→ WHAT TO DO: Exclude the pictures and return every line exactly as written.

═══ DATASET EXTRACT

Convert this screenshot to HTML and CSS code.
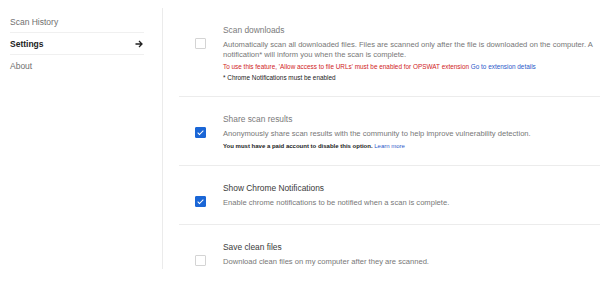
FILE: index.html
```html
<!DOCTYPE html>
<html lang="en">
<head>
  <meta charset="UTF-8" />
  <title>Settings - OPSWAT</title>
  <link rel="stylesheet" href="styles.css">
</head>
<body>
  <div id="page">
    <nav id="side-menu">
      <a class="menu-item" href="#">Scan History</a>
      <a class="menu-item active" href="#">Settings
        <svg class="arrow" width="8" height="8" viewBox="0 0 8 8">
          <path d="M0.5 4H7M4 1L7 4L4 7" fill="none" stroke="#222" stroke-width="1.3"/>
        </svg>
      </a>
      <a class="menu-item" href="#">About</a>
    </nav>

    <main id="settings">
      <div class="setting-row">
        <span class="check"></span>
        <div class="setting-text">
          <div class="setting-title muted">Scan downloads</div>
          <p class="setting-desc">Automatically scan all downloaded files. Files are scanned only after the file is downloaded on the computer. A notification* will inform you when the scan is complete.</p>
          <p class="setting-warn">To use this feature, 'Allow access to file URLs' must be enabled for OPSWAT extension <a href="#">Go to extension details</a></p>
          <p class="setting-note">* Chrome Notifications must be enabled</p>
        </div>
      </div>

      <div class="setting-row">
        <span class="check checked"></span>
        <div class="setting-text">
          <div class="setting-title muted">Share scan results</div>
          <p class="setting-desc">Anonymously share scan results with the community to help improve vulnerability detection.</p>
          <p class="setting-note strong">You must have a paid account to disable this option. <a href="#">Learn more</a></p>
        </div>
      </div>

      <div class="setting-row roomy">
        <span class="check checked"></span>
        <div class="setting-text">
          <div class="setting-title">Show Chrome Notifications</div>
          <p class="setting-desc">Enable chrome notifications to be notified when a scan is complete.</p>
        </div>
      </div>

      <div class="setting-row">
        <span class="check"></span>
        <div class="setting-text">
          <div class="setting-title">Save clean files</div>
          <p class="setting-desc">Download clean files on my computer after they are scanned.</p>
        </div>
      </div>
    </main>
  </div>
</body>
</html>
```

FILE: styles.css
```css
body {
  margin: 8px 0 0;
  font-family: 'Liberation Sans', Arial, sans-serif;
  background: #fff;
  color: #333;
}

#page {
  display: flex;
  height: 261px;
  overflow: hidden;
}

#side-menu {
  width: 134px;
  padding: 3px 18px 0 10px;
  border-right: 1px solid #ebebeb;
  flex-shrink: 0;
}

.menu-item {
  display: flex;
  justify-content: space-between;
  align-items: center;
  height: 21px;
  border-bottom: 1px solid #f0f0f0;
  font-size: 8.5px;
  color: #6f6f6f;
  text-decoration: none;
}

.menu-item:last-child {
  border-bottom: none;
}

.menu-item.active {
  color: #222;
  font-weight: bold;
}

.arrow {
  margin-right: 1px;
}

#settings {
  flex: 1;
  padding-left: 16px;
}

.setting-row {
  display: flex;
  gap: 17px;
  padding: 16px 0 13px 16px;
  border-bottom: 1px solid #ececec;
}

.setting-row.roomy {
  padding-bottom: 16px;
}

.check {
  flex-shrink: 0;
  width: 9px;
  height: 9px;
  margin-top: 14px;
  border: 1px solid #d4d4d4;
  border-radius: 1px;
  background: #fff;
}

.check.checked {
  position: relative;
  background: #1a66d6;
  border-color: #1a66d6;
}

.check.checked::after {
  content: '';
  position: absolute;
  left: 3px;
  top: 1px;
  width: 2px;
  height: 5px;
  border: solid #fff;
  border-width: 0 1.5px 1.5px 0;
  transform: rotate(45deg);
}

.setting-text {
  flex: 1;
}

.setting-title {
  font-size: 8.4px;
  line-height: 12px;
  color: #3a3a3a;
  margin-bottom: 4px;
}

.setting-title.muted {
  color: #7a7a7a;
}

.setting-desc {
  margin: 0;
  font-size: 7.6px;
  line-height: 10px;
  color: #777;
}

.setting-warn {
  margin: 1px 0 0;
  font-size: 6.4px;
  line-height: 11px;
  color: #d01c24;
}

.setting-note {
  margin: 1px 0 0;
  font-size: 6.4px;
  line-height: 10px;
  color: #222;
}

.setting-note.strong {
  font-size: 6px;
  font-weight: bold;
  line-height: 11px;
  margin-top: 2px;
}

.setting-warn a,
.setting-note a {
  color: #2b58c9;
  font-weight: normal;
  text-decoration: none;
}
```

══════

→ RESULT BELOW:
Convert this screenshot to HTML and CSS code.
FILE: index.html
```html
<!DOCTYPE html>
<html lang="en">
<head>
  <meta charset="UTF-8" />
  <title>Settings - OPSWAT</title>
  <link rel="stylesheet" href="styles.css">
</head>
<body>
  <div id="page">
    <nav id="side-menu">
      <a class="menu-item" href="#">Scan History</a>
      <a class="menu-item active" href="#">Settings
        <svg class="arrow" width="8" height="8" viewBox="0 0 8 8">
          <path d="M0.5 4H7M4 1L7 4L4 7" fill="none" stroke="#222" stroke-width="1.3"/>
        </svg>
      </a>
      <a class="menu-item" href="#">About</a>
    </nav>

    <main id="settings">
      <div class="setting-row">
        <span class="check"></span>
        <div class="setting-text">
          <div class="setting-title muted">Scan downloads</div>
          <p class="setting-desc">Automatically scan all downloaded files. Files are scanned only after the file is downloaded on the computer. A notification* will inform you when the scan is complete.</p>
          <p class="setting-warn">To use this feature, 'Allow access to file URLs' must be enabled for OPSWAT extension <a href="#">Go to extension details</a></p>
          <p class="setting-note">* Chrome Notifications must be enabled</p>
        </div>
      </div>

      <div class="setting-row">
        <span class="check checked"></span>
        <div class="setting-text">
          <div class="setting-title muted">Share scan results</div>
          <p class="setting-desc">Anonymously share scan results with the community to help improve vulnerability detection.</p>
          <p class="setting-note strong">You must have a paid account to disable this option. <a href="#">Learn more</a></p>
        </div>
      </div>

      <div class="setting-row roomy">
        <span class="check checked"></span>
        <div class="setting-text">
          <div class="setting-title">Show Chrome Notifications</div>
          <p class="setting-desc">Enable chrome notifications to be notified when a scan is complete.</p>
        </div>
      </div>

      <div class="setting-row">
        <span class="check"></span>
        <div class="setting-text">
          <div class="setting-title">Save clean files</div>
          <p class="setting-desc">Download clean files on my computer after they are scanned.</p>
        </div>
      </div>
    </main>
  </div>
</body>
</html>
```

FILE: styles.css
```css
body {
  margin: 8px 0 0;
  font-family: 'Liberation Sans', Arial, sans-serif;
  background: #fff;
  color: #333;
}

#page {
  display: flex;
  height: 261px;
  overflow: hidden;
}

#side-menu {
  width: 134px;
  padding: 3px 18px 0 10px;
  border-right: 1px solid #ebebeb;
  flex-shrink: 0;
}

.menu-item {
  display: flex;
  justify-content: space-between;
  align-items: center;
  height: 21px;
  border-bottom: 1px solid #f0f0f0;
  font-size: 8.5px;
  color: #6f6f6f;
  text-decoration: none;
}

.menu-item:last-child {
  border-bottom: none;
}

.menu-item.active {
  color: #222;
  font-weight: bold;
}

.arrow {
  margin-right: 1px;
}

#settings {
  flex: 1;
  padding-left: 16px;
}

.setting-row {
  display: flex;
  gap: 17px;
  padding: 16px 0 13px 16px;
  border-bottom: 1px solid #ececec;
}

.setting-row.roomy {
  padding-bottom: 16px;
}

.check {
  flex-shrink: 0;
  width: 9px;
  height: 9px;
  margin-top: 14px;
  border: 1px solid #d4d4d4;
  border-radius: 1px;
  background: #fff;
}

.check.checked {
  position: relative;
  background: #1a66d6;
  border-color: #1a66d6;
}

.check.checked::after {
  content: '';
  position: absolute;
  left: 3px;
  top: 1px;
  width: 2px;
  height: 5px;
  border: solid #fff;
  border-width: 0 1.5px 1.5px 0;
  transform: rotate(45deg);
}

.setting-text {
  flex: 1;
}

.setting-title {
  font-size: 8.4px;
  line-height: 12px;
  color: #3a3a3a;
  margin-bottom: 4px;
}

.setting-title.muted {
  color: #7a7a7a;
}

.setting-desc {
  margin: 0;
  font-size: 7.6px;
  line-height: 10px;
  color: #777;
}

.setting-warn {
  margin: 1px 0 0;
  font-size: 6.4px;
  line-height: 11px;
  color: #d01c24;
}

.setting-note {
  margin: 1px 0 0;
  font-size: 6.4px;
  line-height: 10px;
  color: #222;
}

.setting-note.strong {
  font-size: 6px;
  font-weight: bold;
  line-height: 11px;
  margin-top: 2px;
}

.setting-warn a,
.setting-note a {
  color: #2b58c9;
  font-weight: normal;
  text-decoration: none;
}
```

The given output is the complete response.